The UAE’s Central Bank has downgraded the licences of seven exchange houses for violating regulation relating to anti-money laundering and other areas.
The affected companies are prohibited from conducting any activities relating to remittances or payment of wages going forward.
Instead they can now only offer the sale and purchase of foreign currencies and travellers cheques.
The move comes after Taher Exchange Est. Al Hadha Exchange LLC, Al Hemriya Exchange Company LPC, Dubai Express Exchange, Sanaa Exchange, Cosmos Exchange and Bin Bakheet Exchange Est. failed to regularise their activities during a grace period, the central bank said.
“The Central Bank confirms that it will not tolerate violations of financial institutions to its regulations and instructions, and the Central Bank alerts not to remit funds or pay of wages via the above exchange houses.”
The central bank has ordered money exchange houses in the UAE to raise their standards after several banks cut ties with them due to concerns about the risk of illicit financial flows.

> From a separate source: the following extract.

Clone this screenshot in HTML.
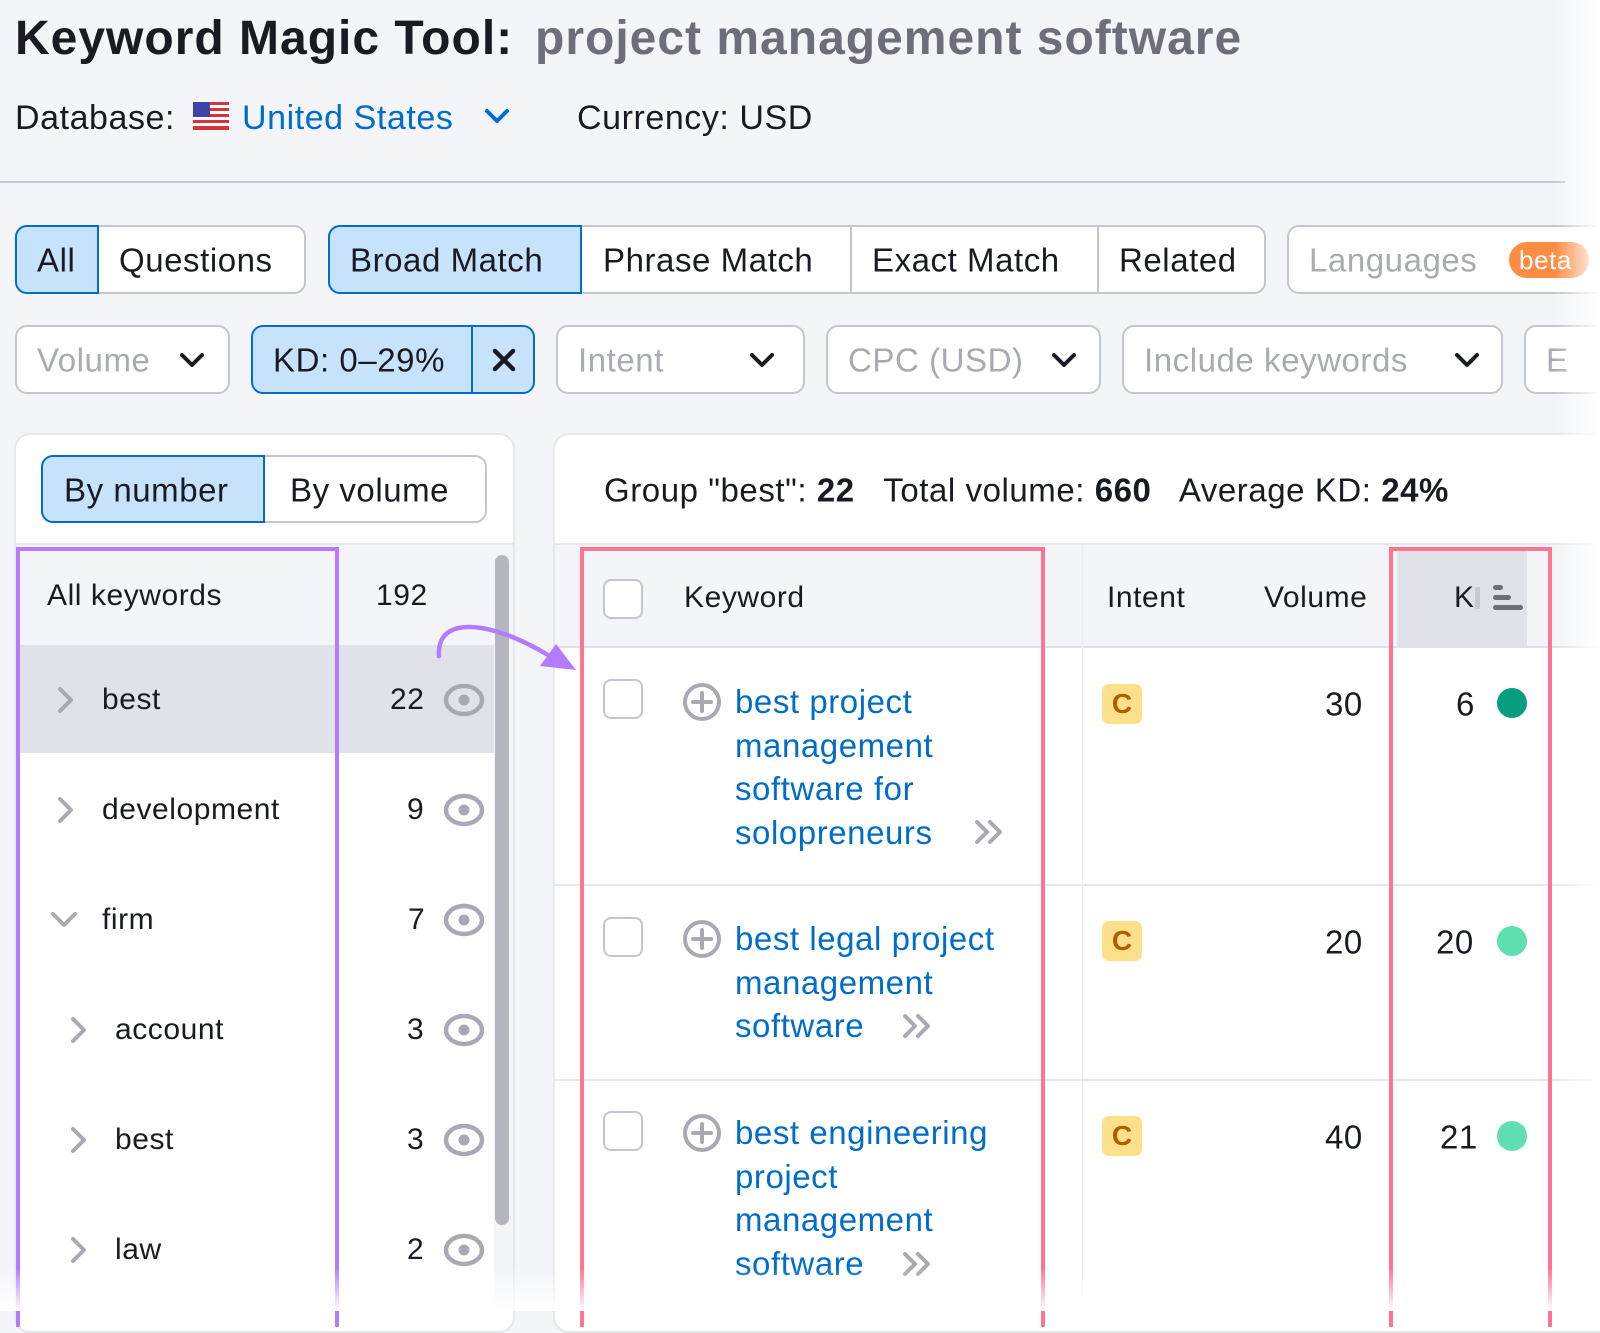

Exchange houses in the UAE have faced an increasingly stringent regulatory environment in recent years. There are about 125 exchange houses operating in the UAE.
To improve the industry’s reputation, the Foreign Exchange and Remittance Group (FERG), an industry body published an anti-money laundering manual in January to give exchange firms guidance on best practices.
The UAE saw a 17.3 per cent surge in remittances during the first quarter to Dhs43.5bn ($11.84bn), compared to Dhs37.1bn ($1bn) in the same period last year.